Iraq encajaba en el proyecto porque era más poderoso que Afganistán y porque había estado en el punto de mira de los neoconservadores desde que George HW Bush se negó a presionar en Bagdad en 1991. Que un régimen se mantuviera desafiante a pesar de una derrota militar era apenas tolerable antes del 11-S. Después, sin embargo, se hizo insostenible.
Que se atacó a Irak por su efecto de demostración lo atestiguan varias fuentes, entre ellas los propios mandantes -en privado-. Un alto funcionario de la administración dijo a un periodista, extraoficialmente, que «Irak no es sólo Irak», sino que «era de un tipo», que incluía a Irán, Siria y Corea del Norte.

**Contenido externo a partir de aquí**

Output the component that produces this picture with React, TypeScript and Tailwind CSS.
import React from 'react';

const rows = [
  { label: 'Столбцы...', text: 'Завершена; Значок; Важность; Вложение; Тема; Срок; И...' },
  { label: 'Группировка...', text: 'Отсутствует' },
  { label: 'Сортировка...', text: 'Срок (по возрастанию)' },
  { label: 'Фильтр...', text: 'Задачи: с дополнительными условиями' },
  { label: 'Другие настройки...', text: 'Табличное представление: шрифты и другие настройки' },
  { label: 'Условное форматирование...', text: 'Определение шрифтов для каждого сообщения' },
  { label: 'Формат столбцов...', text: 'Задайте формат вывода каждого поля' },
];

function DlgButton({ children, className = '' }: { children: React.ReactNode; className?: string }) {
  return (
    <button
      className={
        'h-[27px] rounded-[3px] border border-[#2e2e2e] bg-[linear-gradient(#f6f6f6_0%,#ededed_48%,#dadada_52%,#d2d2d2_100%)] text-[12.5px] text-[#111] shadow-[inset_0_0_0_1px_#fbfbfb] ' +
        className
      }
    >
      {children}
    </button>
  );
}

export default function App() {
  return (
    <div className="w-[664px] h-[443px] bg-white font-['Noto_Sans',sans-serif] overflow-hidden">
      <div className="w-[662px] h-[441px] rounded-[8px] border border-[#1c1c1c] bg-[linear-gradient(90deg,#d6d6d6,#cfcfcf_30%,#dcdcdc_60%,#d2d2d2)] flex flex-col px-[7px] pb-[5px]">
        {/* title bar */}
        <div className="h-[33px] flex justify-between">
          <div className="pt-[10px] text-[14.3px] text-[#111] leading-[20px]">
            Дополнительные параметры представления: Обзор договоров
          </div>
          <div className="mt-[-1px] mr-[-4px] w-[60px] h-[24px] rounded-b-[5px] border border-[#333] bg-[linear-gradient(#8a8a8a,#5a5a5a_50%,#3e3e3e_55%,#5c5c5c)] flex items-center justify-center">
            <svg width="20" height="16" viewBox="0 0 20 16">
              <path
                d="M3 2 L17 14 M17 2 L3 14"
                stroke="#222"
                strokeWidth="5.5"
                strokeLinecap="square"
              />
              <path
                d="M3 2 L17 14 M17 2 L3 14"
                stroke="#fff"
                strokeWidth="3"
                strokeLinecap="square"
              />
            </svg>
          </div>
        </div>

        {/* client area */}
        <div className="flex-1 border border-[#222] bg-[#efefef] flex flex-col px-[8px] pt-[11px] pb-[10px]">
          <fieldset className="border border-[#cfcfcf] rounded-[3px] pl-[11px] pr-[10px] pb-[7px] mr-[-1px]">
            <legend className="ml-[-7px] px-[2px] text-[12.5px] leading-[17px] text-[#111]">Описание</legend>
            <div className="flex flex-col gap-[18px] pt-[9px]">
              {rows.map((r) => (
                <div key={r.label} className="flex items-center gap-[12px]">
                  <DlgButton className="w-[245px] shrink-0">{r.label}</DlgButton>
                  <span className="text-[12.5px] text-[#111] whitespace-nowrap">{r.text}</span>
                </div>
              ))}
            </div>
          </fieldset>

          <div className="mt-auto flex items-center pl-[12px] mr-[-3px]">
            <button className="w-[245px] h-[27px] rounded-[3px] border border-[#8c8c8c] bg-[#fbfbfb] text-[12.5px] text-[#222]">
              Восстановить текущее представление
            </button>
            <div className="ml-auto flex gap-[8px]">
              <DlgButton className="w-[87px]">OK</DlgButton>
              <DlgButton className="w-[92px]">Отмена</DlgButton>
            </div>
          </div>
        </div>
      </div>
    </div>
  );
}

En un memorando emitido el 30 de septiembre de 2001, Rumsfeld aconsejó a Bush que «el Gobierno de Estados Unidos debería prever un objetivo en esta línea: Nuevos regímenes en Afganistán y otro Estado clave que apoye el terrorismo».

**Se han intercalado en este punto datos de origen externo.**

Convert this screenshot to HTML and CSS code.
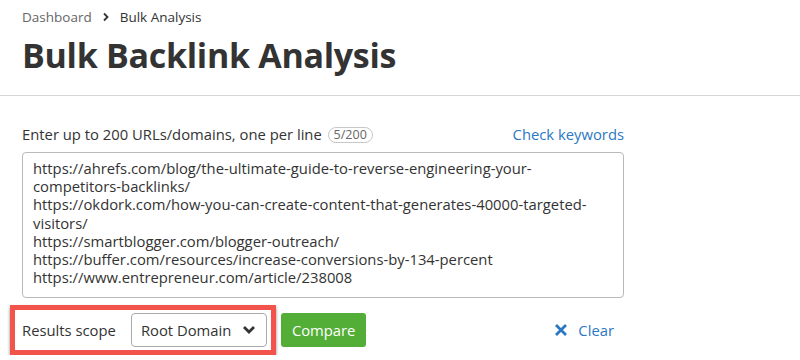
FILE: index.html
```html
<!DOCTYPE html>
<html lang="en">
<head>
  <meta charset="UTF-8">
  <title>Bulk Backlink Analysis</title>
  <link rel="stylesheet" href="styles.css">
</head>
<body>
  <div class="header">
    <div class="crumbs">
      <a class="crumb-link">Dashboard</a>
      <svg class="crumb-arrow" width="8" height="10" viewBox="0 0 8 10"><path d="M2 1.5 L5.5 5 L2 8.5" fill="none" stroke="#333" stroke-width="1.8"/></svg>
      <span class="crumb-current">Bulk Analysis</span>
    </div>
    <h1 class="title">Bulk Backlink Analysis</h1>
  </div>
  <div class="divider"></div>
  <div class="form">
    <div class="form-top">
      <div class="label">Enter up to 200 URLs/domains, one per line <span class="count">5/200</span></div>
      <a class="link">Check keywords</a>
    </div>
    <div class="urls">https://ahrefs.com/blog/the-ultimate-guide-to-reverse-engineering-your-competitors-backlinks/
https://okdork.com/how-you-can-create-content-that-generates-40000-targeted-visitors/
https://smartblogger.com/blogger-outreach/
https://buffer.com/resources/increase-conversions-by-134-percent
https://www.entrepreneur.com/article/238008</div>
    <div class="actions">
      <div class="scope">
        <span class="scope-label">Results scope</span>
        <div class="select">
          <span>Root Domain</span>
          <svg width="14" height="10" viewBox="0 0 14 10"><path d="M2 2 L7 7 L12 2" fill="none" stroke="#333" stroke-width="2.8"/></svg>
        </div>
      </div>
      <button class="compare">Compare</button>
      <a class="clear">
        <svg width="14" height="14" viewBox="0 0 14 14"><path d="M2 2 L12 12 M12 2 L2 12" stroke="#2b78c2" stroke-width="2.8"/></svg>
        Clear
      </a>
    </div>
  </div>
</body>
</html>
```

FILE: styles.css
```css
body{
  margin: 0;
  padding: 0;
  font-family: 'Open Sans', sans-serif;
  color: #333;
  background: #fff;
}
.header{
  padding: 7px 22px 0;
  height: 88px;
}
.crumbs{
  display: flex;
  align-items: center;
  gap: 6px;
  font-size: 13.5px;
  line-height: 20px;
}
.crumb-link{
  color: #666;
}
.crumb-arrow{
  margin: 0 4px;
}
.crumb-current{
  color: #333;
}
.title{
  margin: 6px 0 0;
  font-size: 34px;
  line-height: 44px;
  font-weight: 700;
  letter-spacing: -0.3px;
}
.divider{
  height: 1px;
  background: #d6d6d6;
}
.form{
  width: 602px;
  padding: 26px 22px 0;
}
.form-top{
  display: flex;
  justify-content: space-between;
  align-items: center;
  font-size: 14.8px;
  line-height: 24px;
}
.count{
  display: inline-block;
  margin-left: 2px;
  border: 1px solid #c8c8c8;
  border-radius: 8px;
  padding: 0 5px;
  font-size: 12.5px;
  line-height: 14px;
  color: #666;
  vertical-align: 1px;
}
.link{
  color: #2b78c2;
}
.urls{
  margin-top: 6px;
  height: 131px;
  padding: 6px 10px 7px;
  border: 1px solid #b9b9b9;
  border-radius: 4px;
  font-size: 14.8px;
  line-height: 18.2px;
  white-space: pre-wrap;
  color: #333;
}
.actions{
  display: flex;
  align-items: center;
  margin-top: 7px;
}
.scope{
  display: flex;
  align-items: center;
  margin-left: -12px;
  padding: 3px 4px 3px 7px;
  border: 5px solid #f2544c;
  box-shadow: 0 2px 3px rgba(0,0,0,0.45);
}
.scope-label{
  font-size: 14.8px;
  margin-right: 15px;
}
.select{
  display: flex;
  align-items: center;
  justify-content: space-between;
  box-sizing: border-box;
  width: 136px;
  height: 34px;
  padding: 0 10px 0 9px;
  border: 1px solid #aaa;
  border-radius: 4px;
  font-size: 14.8px;
}
.compare{
  margin-left: 5px;
  height: 34px;
  padding: 0 11px;
  border: none;
  border-radius: 3px;
  background: #53ae37;
  color: #fff;
  font-family: 'Open Sans', sans-serif;
  font-size: 14.8px;
}
.clear{
  display: flex;
  align-items: center;
  gap: 10px;
  margin-left: auto;
  margin-right: 10px;
  color: #2b78c2;
  font-size: 14.8px;
}
```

Feith escribió a Rumsfeld en octubre de 2001 que la acción contra Irak facilitaría «la confrontación -política, militar o de otro tipo» de Libia y Siria. En cuanto al entonces vicepresidente Dick Cheney, un asesor cercano reveló que su pensamiento detrás de la guerra era demostrar: «Somos capaces y estamos dispuestos a atacar a alguien. Eso envía un mensaje muy poderoso»
En una columna de 2002, Jonah Goldberg acuñó la «Doctrina Ledeen», llamada así por el historiador neoconservador Michael Ledeen. La «doctrina» afirma: «Cada diez años, más o menos, Estados Unidos tiene que coger algún pequeño país de mierda y lanzarlo contra la pared, sólo para mostrar al mundo que vamos en serio».

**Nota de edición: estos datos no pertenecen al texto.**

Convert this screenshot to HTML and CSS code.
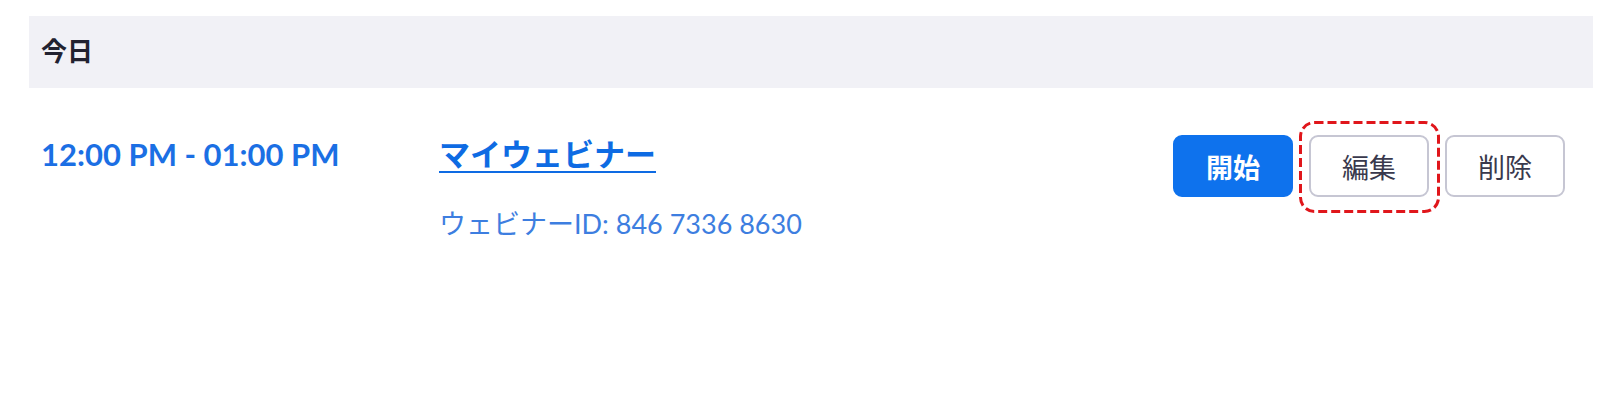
FILE: index.html
```html
<!DOCTYPE html>
<html lang="ja">
<head>
    <meta charset="UTF-8">
    <title>ウェビナー</title>
    <link rel="stylesheet" href="styles.css">
</head>
<body>
<div class="page">
    <div class="day-head">今日</div>

    <div class="item">
        <div class="time">12:00 PM - 01:00 PM</div>
        <div class="info">
            <a class="topic" href="#">マイウェビナー</a>
            <div class="webinar-id">ウェビナーID: 846 7336 8630</div>
        </div>
        <div class="actions">
            <button class="btn btn-primary">開始</button>
            <span class="mark">
                <button class="btn">編集</button>
                <svg class="mark-box" width="141" height="92" viewBox="0 0 141 92">
                    <rect x="1.5" y="1.5" width="138" height="89" rx="14" fill="none" stroke="#e0161b" stroke-width="3" stroke-dasharray="9 4"/>
                </svg>
            </span>
            <button class="btn">削除</button>
        </div>
    </div>
</div>
</body>
</html>
```

FILE: styles.css
```css
* {
    margin: 0;
    padding: 0;
    box-sizing: border-box;
}
body {
    background: #fff;
    font-family: Lato, "Noto Sans CJK JP", sans-serif;
    color: #232333;
}
.page {
    padding: 16px 17px 0 29px;
}

.day-head {
    height: 72px;
    background: #f1f1f6;
    padding: 0 0 5px 12px;
    display: flex;
    align-items: center;
    font-size: 26px;
    font-weight: 700;
    color: #222230;
}

.item {
    display: flex;
    align-items: flex-start;
    padding: 48px 28px 0 12px;
}
.time {
    width: 398px;
    font-size: 31px;
    line-height: 36px;
    font-weight: 700;
    color: #1b6fe4;
}
.info {
    flex: 1;
}
.topic {
    display: inline-block;
    font-size: 31px;
    line-height: 36px;
    font-weight: 700;
    color: #0e6be3;
    text-decoration: underline;
    text-decoration-thickness: 2px;
    text-underline-offset: 5px;
}
.webinar-id {
    margin-top: 37px;
    font-size: 27px;
    line-height: 30px;
    color: #3d7ee0;
}

.actions {
    display: flex;
    gap: 16px;
    margin-top: -1px;
}
.btn {
    height: 62px;
    min-width: 120px;
    padding: 0 30px;
    border: 2px solid #c6c6d3;
    border-radius: 9px;
    background: #fff;
    font-family: Lato, "Noto Sans CJK JP", sans-serif;
    font-size: 27px;
    font-weight: 400;
    color: #39394d;
}
.btn-primary {
    background: #0e72ed;
    border-color: #0e72ed;
    color: #fff;
    font-weight: 700;
}
.mark {
    position: relative;
    display: flex;
}
.mark-box {
    position: absolute;
    top: -14px;
    left: -10px;
}
```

Puede resultar incómodo para los estadounidenses, por no hablar de los millones de iraquíes, que la administración Bush gastara su sangre y su tesoro en una guerra inspirada en la Doctrina Ledeen. ¿Realmente Estados Unidos inició una guerra -que costó billones de dólares, mató a cientos de miles de iraquíes, desestabilizó la región y ayudó a crear el Estado Islámico de Irak y el Levante (ISIL)- sólo para demostrar un punto?
Más incómodo aún es que la administración Bush utilizara las ADM como tapadera, con partes iguales de alarmismo y tergiversación estratégica -mentiras- para conseguir el efecto político deseado. De hecho, algunos economistas estadounidenses consideran que la noción de que la administración Bush engañó deliberadamente al país y al mundo para que entrara en guerra en Irak es una «teoría de la conspiración», al mismo nivel que las creencias de que el presidente Barack Obama nació fuera de Estados Unidos o que el Holocausto no ocurrió.
Pero esto, lamentablemente, no es una teoría de la conspiración. Incluso los funcionarios de Bush han bajado a veces la guardia. Feith confesó en 2006 que «la justificación de la guerra no dependía de los detalles de esta inteligencia, aunque los detalles de la inteligencia se convirtieron a veces en elementos de la presentación pública».
Que la administración utilizó el miedo a las armas de destrucción masiva y al terrorismo para librar una guerra por la hegemonía debería ser reconocido por una clase política estadounidense deseosa de rehabilitar a George W Bush en medio del gobierno de Donald Trump, entre otras cosas porque John Bolton, el asesor de seguridad nacional de Trump, parece deseoso de emplear métodos similares con fines parecidos en Irán.
Las opiniones expresadas en este artículo son del autor y no reflejan necesariamente la postura editorial de Al Jazeera.